▶ Data lines
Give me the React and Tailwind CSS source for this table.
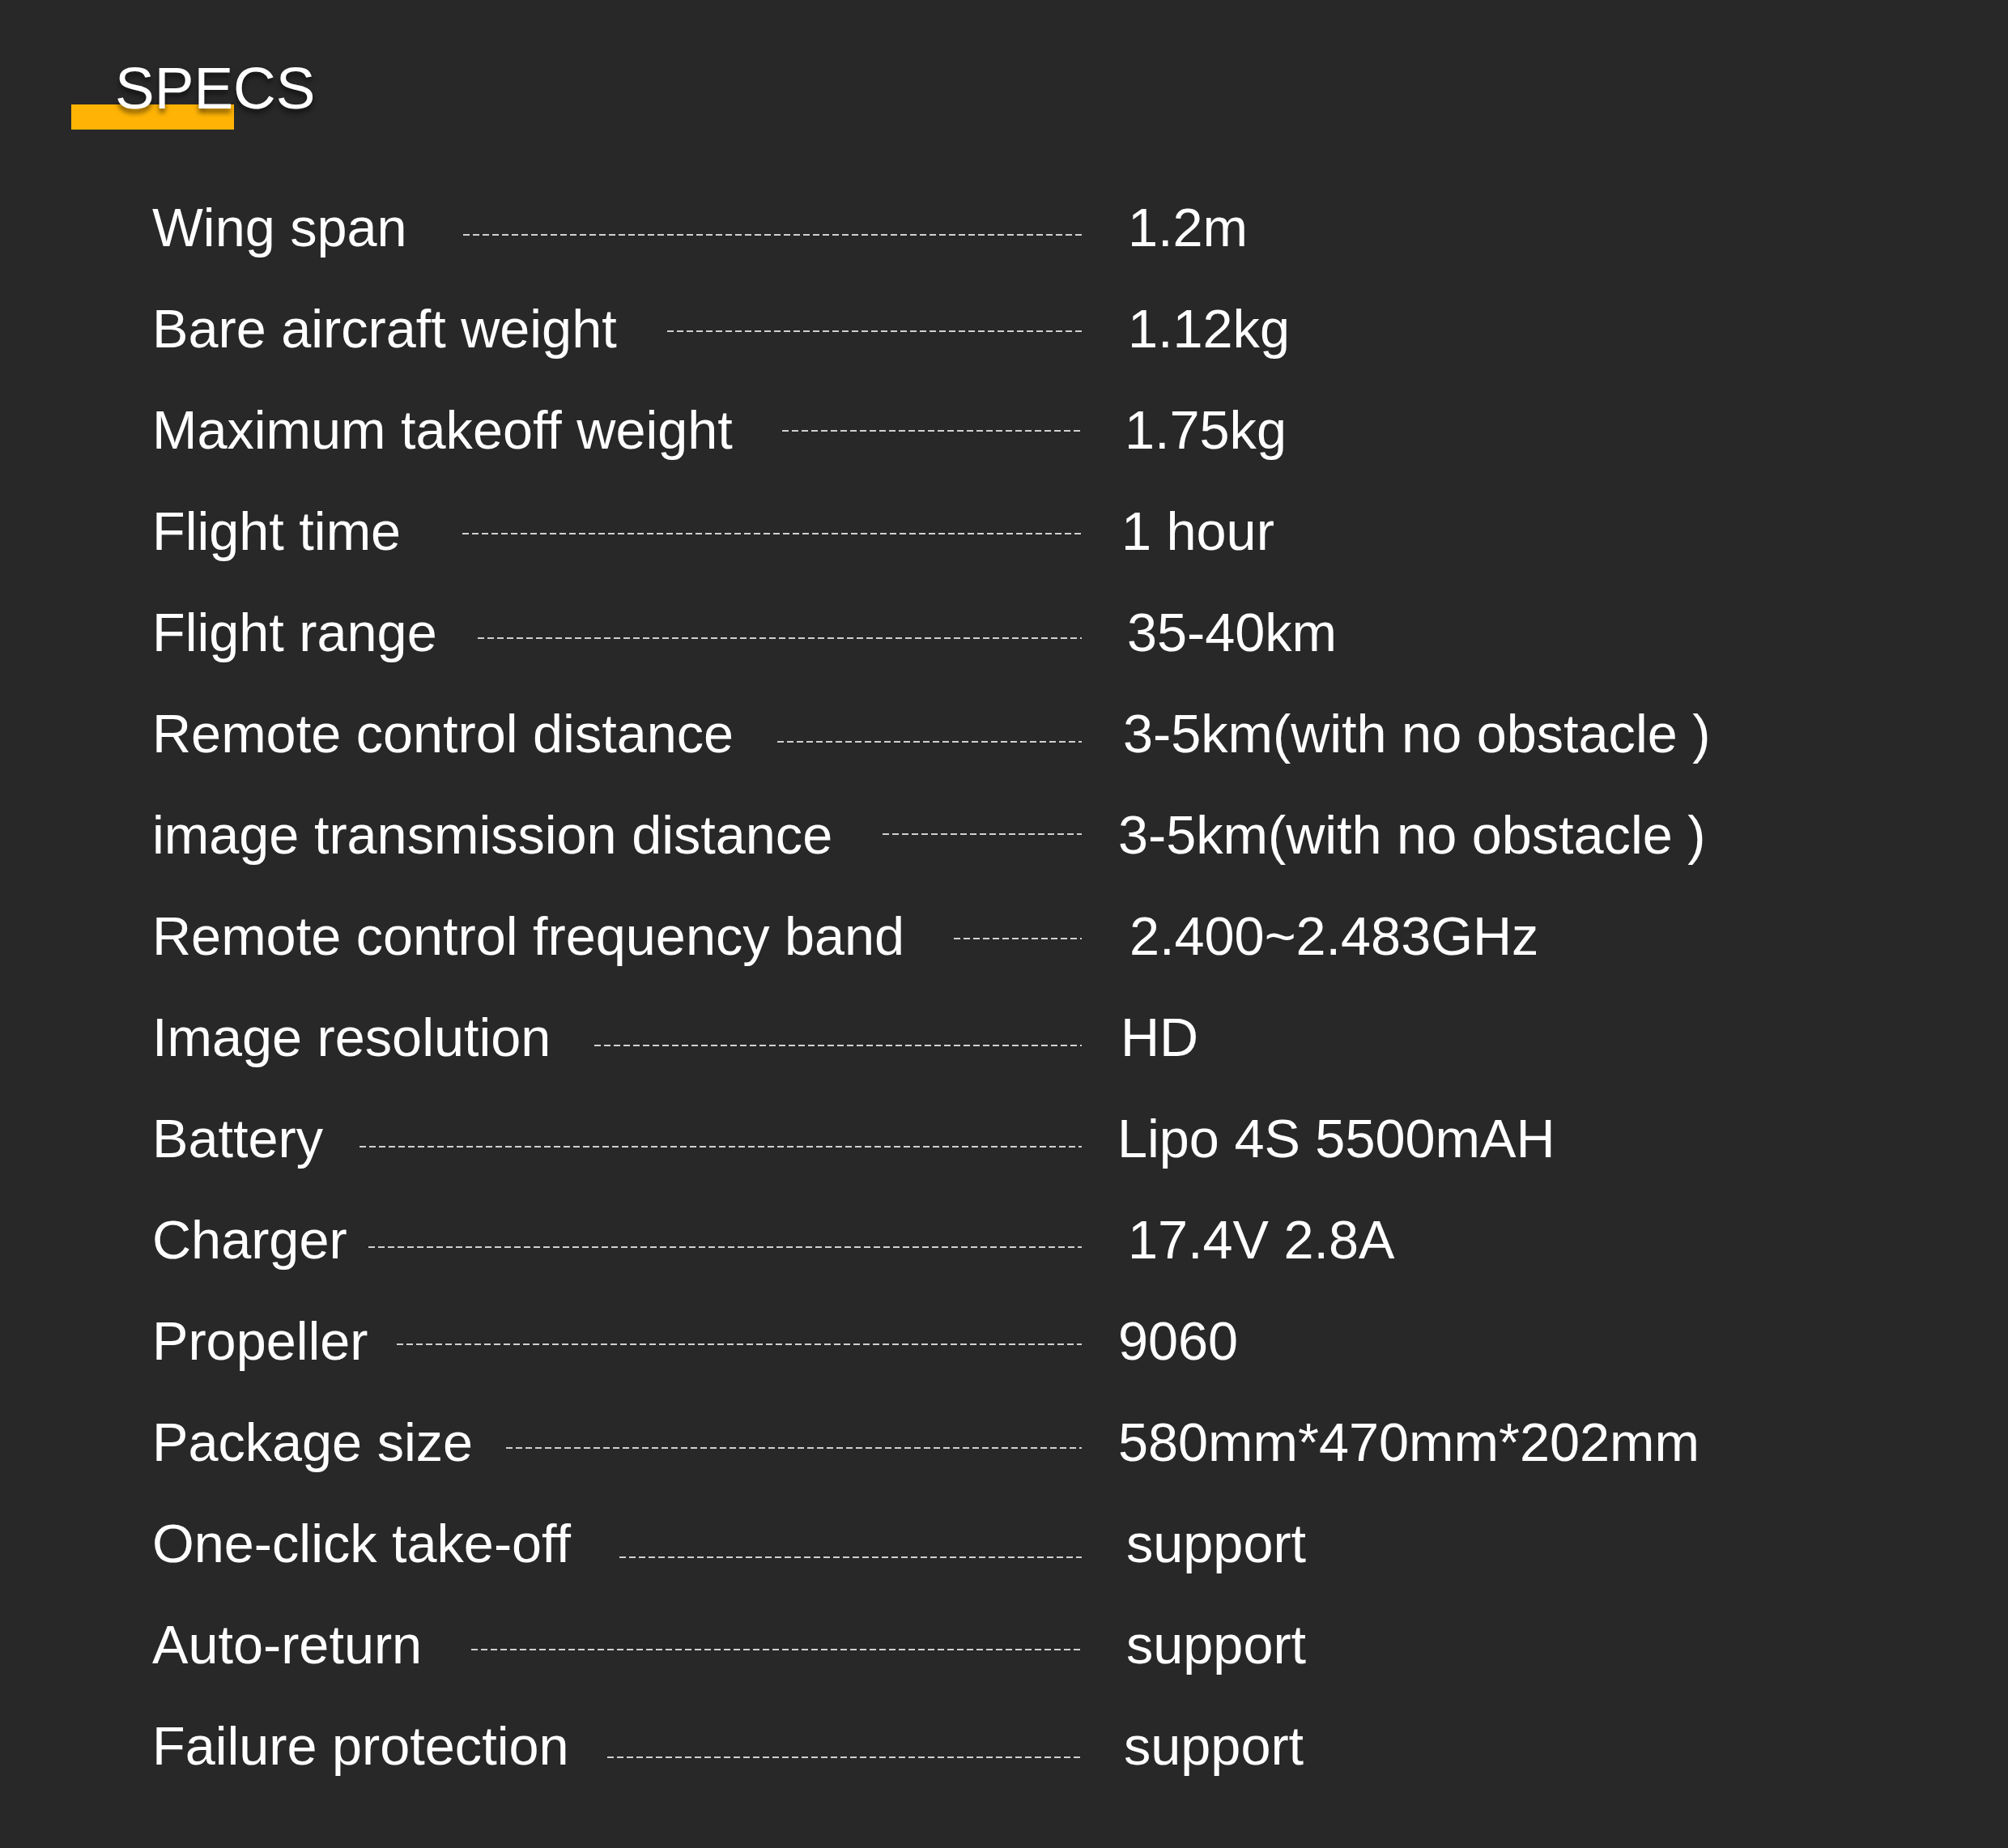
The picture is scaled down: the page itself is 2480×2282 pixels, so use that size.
import React from "react";

const specs = [
    { label: "Wing span", value: "1.2m", dash: "w-[764px] translate-y-[8px]", val: "ml-[57px]" },
    { label: "Bare aircraft weight", value: "1.12kg", dash: "w-[512px] translate-y-[2px]", val: "ml-[57px]" },
    { label: "Maximum takeoff weight", value: "1.75kg", dash: "w-[370px] translate-y-[0px]", val: "ml-[53px]" },
    { label: "Flight time", value: "1 hour", dash: "w-[765px] translate-y-[2px]", val: "ml-[49px]" },
    { label: "Flight range", value: "35-40km", dash: "w-[746px] translate-y-[6px]", val: "ml-[56px]" },
    { label: "Remote control distance", value: "3-5km(with no obstacle )", dash: "w-[376px] translate-y-[9px]", val: "ml-[51px]" },
    { label: "image transmission distance", value: "3-5km(with no obstacle )", dash: "w-[246px] -translate-y-[2px]", val: "ml-[45px]" },
    { label: "Remote control frequency band", value: "2.400~2.483GHz", dash: "w-[158px] translate-y-[2px]", val: "ml-[59px]" },
    { label: "Image resolution", value: "HD", dash: "w-[602px] translate-y-[9px]", val: "ml-[48px]" },
    { label: "Battery", value: "Lipo 4S 5500mAH", dash: "w-[892px] translate-y-[9px]", val: "ml-[44px]" },
    { label: "Charger", value: "17.4V 2.8A", dash: "w-[881px] translate-y-[8px]", val: "ml-[57px]" },
    { label: "Propeller", value: "9060", dash: "w-[846px] translate-y-[3px]", val: "ml-[45px]" },
    { label: "Package size", value: "580mm*470mm*202mm", dash: "w-[711px] translate-y-[6px]", val: "ml-[45px]" },
    { label: "One-click take-off", value: "support", dash: "w-[571px] translate-y-[16px]", val: "ml-[55px]" },
    { label: "Auto-return", value: "support", dash: "w-[754px] translate-y-[5px]", val: "ml-[55px]" },
    { label: "Failure protection", value: "support", dash: "w-[586px] translate-y-[13px]", val: "ml-[52px]" },
];

const SpecRow = ({ spec }) => (
    <div className="flex items-center h-[125px] pl-[188px]">
        <div className="flex items-center w-[1148px] shrink-0">
            <span className="whitespace-nowrap">{spec.label}</span>
            {/* dotted leader */}
            <div className={`ml-auto h-[2px] bg-[repeating-linear-gradient(to_right,#d0d0d0_0_8px,transparent_8px_12px)] ${spec.dash}`} />
        </div>
        <span className={`whitespace-nowrap ${spec.val}`}>{spec.value}</span>
    </div>
);

const App = () => {
    return (
        <div className="w-[2480px] h-[2282px] bg-[#282828] text-white font-['Liberation_Sans',Arial,sans-serif] overflow-hidden">
            <div className="relative pt-[72px] pl-[142px]">
                <div className="absolute left-[88px] top-[129px] w-[201px] h-[31px] bg-[#ffb405]" />
                <h1 className="relative text-[73px] leading-[73px] font-normal [text-shadow:0_5px_6px_rgba(0,0,0,0.55)]">
                    SPECS
                </h1>
            </div>

            <div className="mt-[74px] text-[66.6px] leading-[125px]">
                {specs.map((spec) => (
                    <SpecRow key={spec.label} spec={spec} />
                ))}
            </div>
        </div>
    );
};

export default App;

▶ Exercise directions
Leave out the pictures and print every line of the data exactly.

▶ Worked answer
Give me the React and Tailwind CSS source for this table.
The picture is scaled down: the page itself is 2480×2282 pixels, so use that size.
import React from "react";

const specs = [
    { label: "Wing span", value: "1.2m", dash: "w-[764px] translate-y-[8px]", val: "ml-[57px]" },
    { label: "Bare aircraft weight", value: "1.12kg", dash: "w-[512px] translate-y-[2px]", val: "ml-[57px]" },
    { label: "Maximum takeoff weight", value: "1.75kg", dash: "w-[370px] translate-y-[0px]", val: "ml-[53px]" },
    { label: "Flight time", value: "1 hour", dash: "w-[765px] translate-y-[2px]", val: "ml-[49px]" },
    { label: "Flight range", value: "35-40km", dash: "w-[746px] translate-y-[6px]", val: "ml-[56px]" },
    { label: "Remote control distance", value: "3-5km(with no obstacle )", dash: "w-[376px] translate-y-[9px]", val: "ml-[51px]" },
    { label: "image transmission distance", value: "3-5km(with no obstacle )", dash: "w-[246px] -translate-y-[2px]", val: "ml-[45px]" },
    { label: "Remote control frequency band", value: "2.400~2.483GHz", dash: "w-[158px] translate-y-[2px]", val: "ml-[59px]" },
    { label: "Image resolution", value: "HD", dash: "w-[602px] translate-y-[9px]", val: "ml-[48px]" },
    { label: "Battery", value: "Lipo 4S 5500mAH", dash: "w-[892px] translate-y-[9px]", val: "ml-[44px]" },
    { label: "Charger", value: "17.4V 2.8A", dash: "w-[881px] translate-y-[8px]", val: "ml-[57px]" },
    { label: "Propeller", value: "9060", dash: "w-[846px] translate-y-[3px]", val: "ml-[45px]" },
    { label: "Package size", value: "580mm*470mm*202mm", dash: "w-[711px] translate-y-[6px]", val: "ml-[45px]" },
    { label: "One-click take-off", value: "support", dash: "w-[571px] translate-y-[16px]", val: "ml-[55px]" },
    { label: "Auto-return", value: "support", dash: "w-[754px] translate-y-[5px]", val: "ml-[55px]" },
    { label: "Failure protection", value: "support", dash: "w-[586px] translate-y-[13px]", val: "ml-[52px]" },
];

const SpecRow = ({ spec }) => (
    <div className="flex items-center h-[125px] pl-[188px]">
        <div className="flex items-center w-[1148px] shrink-0">
            <span className="whitespace-nowrap">{spec.label}</span>
            {/* dotted leader */}
            <div className={`ml-auto h-[2px] bg-[repeating-linear-gradient(to_right,#d0d0d0_0_8px,transparent_8px_12px)] ${spec.dash}`} />
        </div>
        <span className={`whitespace-nowrap ${spec.val}`}>{spec.value}</span>
    </div>
);

const App = () => {
    return (
        <div className="w-[2480px] h-[2282px] bg-[#282828] text-white font-['Liberation_Sans',Arial,sans-serif] overflow-hidden">
            <div className="relative pt-[72px] pl-[142px]">
                <div className="absolute left-[88px] top-[129px] w-[201px] h-[31px] bg-[#ffb405]" />
                <h1 className="relative text-[73px] leading-[73px] font-normal [text-shadow:0_5px_6px_rgba(0,0,0,0.55)]">
                    SPECS
                </h1>
            </div>

            <div className="mt-[74px] text-[66.6px] leading-[125px]">
                {specs.map((spec) => (
                    <SpecRow key={spec.label} spec={spec} />
                ))}
            </div>
        </div>
    );
};

export default App;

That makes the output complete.